If you're Didier Drogba, you dish the dirt.  Well, sort of.  Here's what The Big Man has to say about Andre Villas-Boas, without whom we probably never win the Champions League.  Certainly not that season, with one of the worst Chelsea squads in modern times.

That's his right [to get rid of the "Old Guard"], because the club needed to keep moving forwards, but he shouldn't have kept those players at the club while he was trying to make his revolution. Although we weren't going around complaining, it had an impact on the rest of the squad if we weren't happy."

Sorry, AVB.  Player power.  Eventually, the "communication between the players and manager" reached a breaking point.

"Andre's mistake was to think that it was going to be easy — that we just had to do things his way and we would win. You have to be able to listen [to experienced individuals] and communicate with them.

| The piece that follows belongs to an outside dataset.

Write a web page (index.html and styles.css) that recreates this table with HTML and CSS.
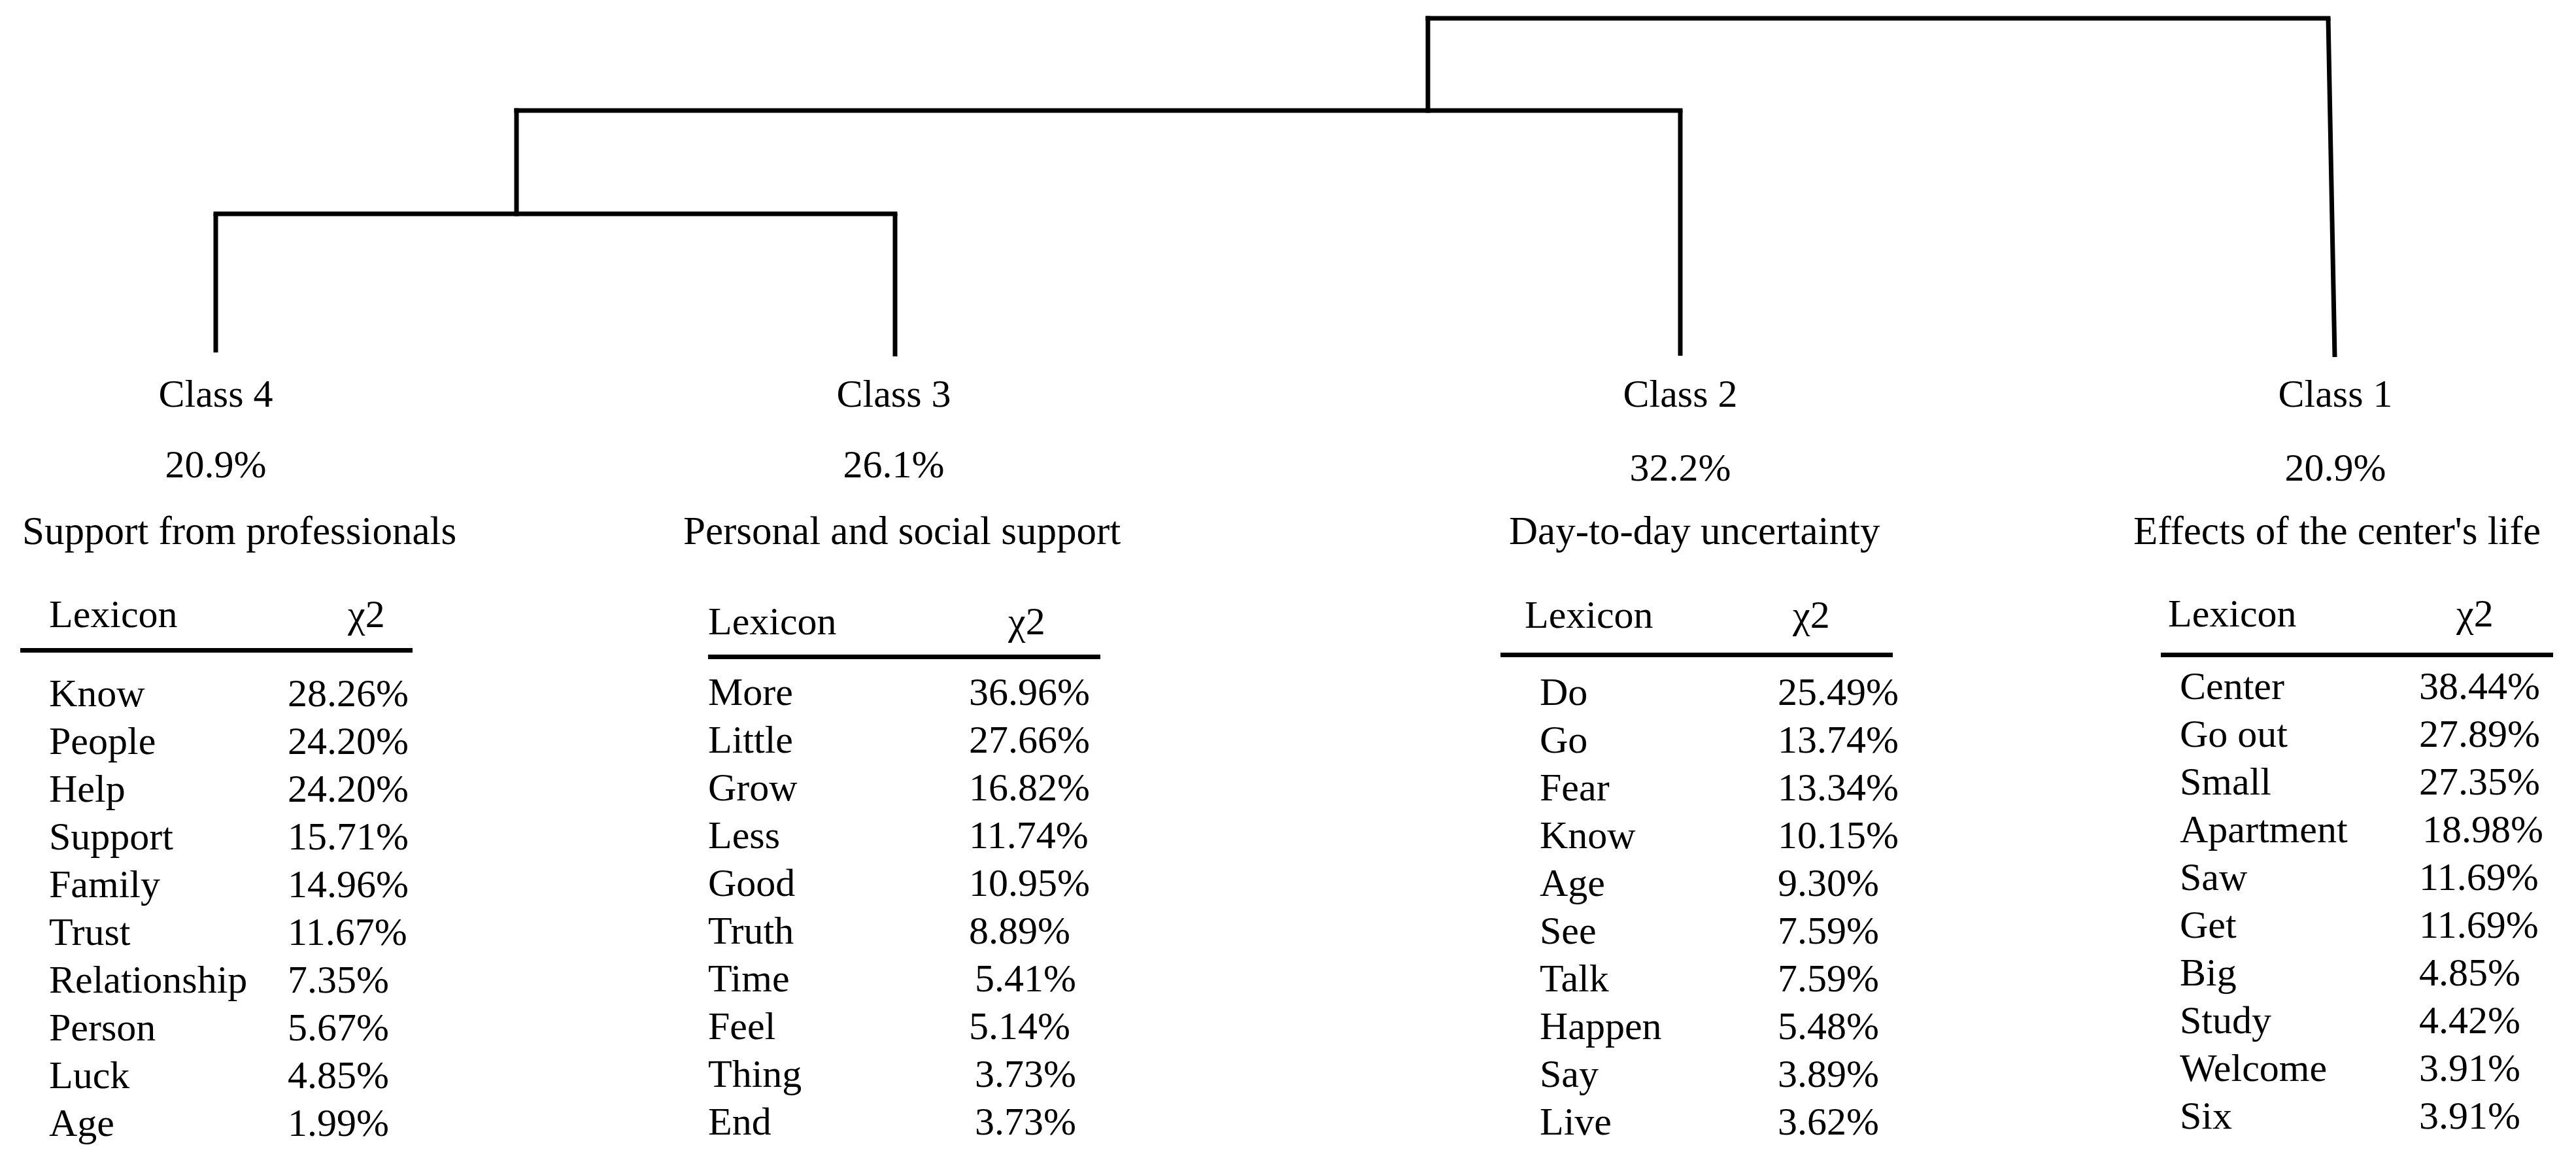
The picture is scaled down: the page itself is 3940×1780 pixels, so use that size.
FILE: index.html
```html
<!DOCTYPE html>
<html lang="en">
<head>
<meta charset="utf-8">
<title>Dendrogram of lexical classes</title>
<link rel="stylesheet" href="styles.css">
</head>
<body>
<div class="figure">
  <svg class="tree" width="3940" height="566" viewBox="0 0 3940 566" aria-hidden="true">
    <g stroke="#000" stroke-width="7" fill="none" stroke-linecap="square">
      <line x1="2184" y1="28" x2="3561" y2="28"/>
      <line x1="2184" y1="28" x2="2184" y2="169"/>
      <line x1="790" y1="169" x2="2570" y2="169"/>
      <line x1="790" y1="169" x2="790" y2="327"/>
      <line x1="330" y1="327" x2="1369" y2="327"/>
    </g>
    <g stroke="#000" stroke-width="7" fill="none">
      <line x1="330" y1="327" x2="330" y2="539"/>
      <line x1="1369" y1="327" x2="1369" y2="545"/>
      <line x1="2570" y1="169" x2="2570" y2="544"/>
      <line x1="3561" y1="28" x2="3571" y2="546"/>
    </g>
  </svg>

  <div class="classes">
    <section class="class class-4">
      <div class="label">Class 4</div>
      <div class="pct">20.9%</div>
      <div class="title">Support from professionals</div>
      <div class="lex">
        <div class="lex-head"><span>Lexicon</span><span>χ2</span></div>
        <div class="lex-body">
          <div class="lex-row"><span>Know</span><span>28.26%</span></div>
          <div class="lex-row"><span>People</span><span>24.20%</span></div>
          <div class="lex-row"><span>Help</span><span>24.20%</span></div>
          <div class="lex-row"><span>Support</span><span>15.71%</span></div>
          <div class="lex-row"><span>Family</span><span>14.96%</span></div>
          <div class="lex-row"><span>Trust</span><span>11.67%</span></div>
          <div class="lex-row"><span>Relationship</span><span>7.35%</span></div>
          <div class="lex-row"><span>Person</span><span>5.67%</span></div>
          <div class="lex-row"><span>Luck</span><span>4.85%</span></div>
          <div class="lex-row"><span>Age</span><span>1.99%</span></div>
        </div>
      </div>
    </section>

    <section class="class class-3">
      <div class="label">Class 3</div>
      <div class="pct">26.1%</div>
      <div class="title">Personal and social support</div>
      <div class="lex">
        <div class="lex-head"><span>Lexicon</span><span>χ2</span></div>
        <div class="lex-body">
          <div class="lex-row"><span>More</span><span>36.96%</span></div>
          <div class="lex-row"><span>Little</span><span>27.66%</span></div>
          <div class="lex-row"><span>Grow</span><span>16.82%</span></div>
          <div class="lex-row"><span>Less</span><span>11.74%</span></div>
          <div class="lex-row"><span>Good</span><span>10.95%</span></div>
          <div class="lex-row"><span>Truth</span><span>8.89%</span></div>
          <div class="lex-row"><span>Time</span><span class="nudge">5.41%</span></div>
          <div class="lex-row"><span>Feel</span><span>5.14%</span></div>
          <div class="lex-row"><span>Thing</span><span class="nudge">3.73%</span></div>
          <div class="lex-row"><span>End</span><span class="nudge">3.73%</span></div>
        </div>
      </div>
    </section>

    <section class="class class-2">
      <div class="label">Class 2</div>
      <div class="pct">32.2%</div>
      <div class="title">Day-to-day uncertainty</div>
      <div class="lex">
        <div class="lex-head"><span>Lexicon</span><span>χ2</span></div>
        <div class="lex-body">
          <div class="lex-row"><span>Do</span><span>25.49%</span></div>
          <div class="lex-row"><span>Go</span><span>13.74%</span></div>
          <div class="lex-row"><span>Fear</span><span>13.34%</span></div>
          <div class="lex-row"><span>Know</span><span>10.15%</span></div>
          <div class="lex-row"><span>Age</span><span>9.30%</span></div>
          <div class="lex-row"><span>See</span><span>7.59%</span></div>
          <div class="lex-row"><span>Talk</span><span>7.59%</span></div>
          <div class="lex-row"><span>Happen</span><span>5.48%</span></div>
          <div class="lex-row"><span>Say</span><span>3.89%</span></div>
          <div class="lex-row"><span>Live</span><span>3.62%</span></div>
        </div>
      </div>
    </section>

    <section class="class class-1">
      <div class="label">Class 1</div>
      <div class="pct">20.9%</div>
      <div class="title">Effects of the center's life</div>
      <div class="lex">
        <div class="lex-head"><span>Lexicon</span><span>χ2</span></div>
        <div class="lex-body">
          <div class="lex-row"><span>Center</span><span>38.44%</span></div>
          <div class="lex-row"><span>Go out</span><span>27.89%</span></div>
          <div class="lex-row"><span>Small</span><span>27.35%</span></div>
          <div class="lex-row"><span>Apartment</span><span class="nudge-s">18.98%</span></div>
          <div class="lex-row"><span>Saw</span><span>11.69%</span></div>
          <div class="lex-row"><span>Get</span><span>11.69%</span></div>
          <div class="lex-row"><span>Big</span><span>4.85%</span></div>
          <div class="lex-row"><span>Study</span><span>4.42%</span></div>
          <div class="lex-row"><span>Welcome</span><span>3.91%</span></div>
          <div class="lex-row"><span>Six</span><span>3.91%</span></div>
        </div>
      </div>
    </section>
  </div>
</div>
</body>
</html>
```

FILE: styles.css
```css
html, body {
  margin: 0;
  padding: 0;
  background: #ffffff;
}

body {
  font-family: "Liberation Serif", "Times New Roman", serif;
  font-size: 60px;
  color: #000000;
}

.figure {
  width: 3940px;
  height: 1780px;
  overflow: hidden;
}

.tree {
  display: block;
  width: 3940px;
  height: 566px;
}

.classes {
  display: flex;
  align-items: flex-start;
}

.class {
  flex: none;
  display: flex;
  flex-direction: column;
  --pct-shift: 0px;
}

.class-4 {
  width: 660px;
  margin-left: 0;
  --title-x: 34px;
  --table-x: 31px;
  --head-top: 55px;
  --rule-gap: 16px;
  --body-gap: 26px;
  --lexh-x: 44px;
  --chi-x: 501px;
  --word-x: 44px;
  --val-x: 409px;
}

.class-3 {
  width: 654px;
  margin-left: 380px;
  --title-x: 5px;
  --table-x: 43px;
  --head-top: 66px;
  --rule-gap: 15px;
  --body-gap: 14px;
  --lexh-x: 0px;
  --chi-x: 459px;
  --word-x: 0px;
  --val-x: 399px;
}

.class-2 {
  width: 600px;
  margin-left: 576px;
  --pct-shift: 5px;
  --title-x: 38px;
  --table-x: 25px;
  --head-top: 56px;
  --rule-gap: 22px;
  --body-gap: 17px;
  --lexh-x: 37px;
  --chi-x: 447px;
  --word-x: 60px;
  --val-x: 424px;
}

.class-1 {
  width: 640px;
  margin-left: 382px;
  --pct-shift: 5px;
  --title-x: 11px;
  --table-x: 53px;
  --head-top: 54px;
  --rule-gap: 24px;
  --body-gap: 8px;
  --lexh-x: 11px;
  --chi-x: 452px;
  --word-x: 29px;
  --val-x: 395px;
}

.label {
  line-height: 72px;
  text-align: center;
  white-space: nowrap;
}

.pct {
  line-height: 72px;
  text-align: center;
  white-space: nowrap;
  margin-top: calc(36px + var(--pct-shift));
}

.title {
  font-size: 61px;
  line-height: 72px;
  white-space: nowrap;
  margin-top: calc(30px - var(--pct-shift));
  padding-left: var(--title-x);
}

.lex {
  width: 600px;
  margin-left: var(--table-x);
  margin-top: var(--head-top);
}

.lex-head {
  display: grid;
  grid-template-columns: calc(var(--chi-x) - var(--lexh-x)) auto;
  padding-left: var(--lexh-x);
  line-height: 72px;
  padding-bottom: var(--rule-gap);
  border-bottom: 7px solid #000000;
  white-space: nowrap;
}

.lex-body {
  margin-top: var(--body-gap);
}

.lex-row {
  display: grid;
  grid-template-columns: calc(var(--val-x) - var(--word-x)) auto;
  padding-left: var(--word-x);
  line-height: 73px;
  white-space: nowrap;
}

.nudge {
  padding-left: 9px;
}

.nudge-s {
  padding-left: 5px;
}
```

Otherwise, if you manage a team like Chelsea, you're heading for a fall."

Sounds like a rather unhealthy combination of naïveté and mismanagement.  Doomed to fail; set up perfectly for Di Matteo.  All's well that ends well.

The last two times Chelsea fired a coach mid-season was due precisely to this loosely defined concept of "losing the dressing room."  It happened to Scolari, it happened to Villas-Boas ... so far, it hasn't happened to Jose Mourinho, Mk.II.  But Didier does hint that there may actually be something to this narrative of the mysterious "third-season syndrome" for The Special One, though more in terms of the manager's message not getting through as effectively as before rather than exact timing.

"Things often come in three-year cycles - we'd arrived at the end of such a cycle [in 2007]. By the start of the fourth season that Jose had been in charge, I think we had started to reach a point where it was harder for his message to get through."

"We wanted to hear it, we tried but somehow we had lost a little bit of what made us special."

It's not hard to imagine something like this happening right now in the Chelsea dressing room as well.  Without any significant fresh blood, without anything to truly shake up the status quo, methods that have served Mourinho so well over the years may be falling on deaf, overly familiar ears.

Drogba's book is entitled 'Commitment'.  A fitting choice for him and something that's definitely needed at Chelsea right now.  Commitment to each other, commitment to the cause, commitment to winning.  (Though we should remind ourselves that Mourinho already denied any potential return on loan for Didier.)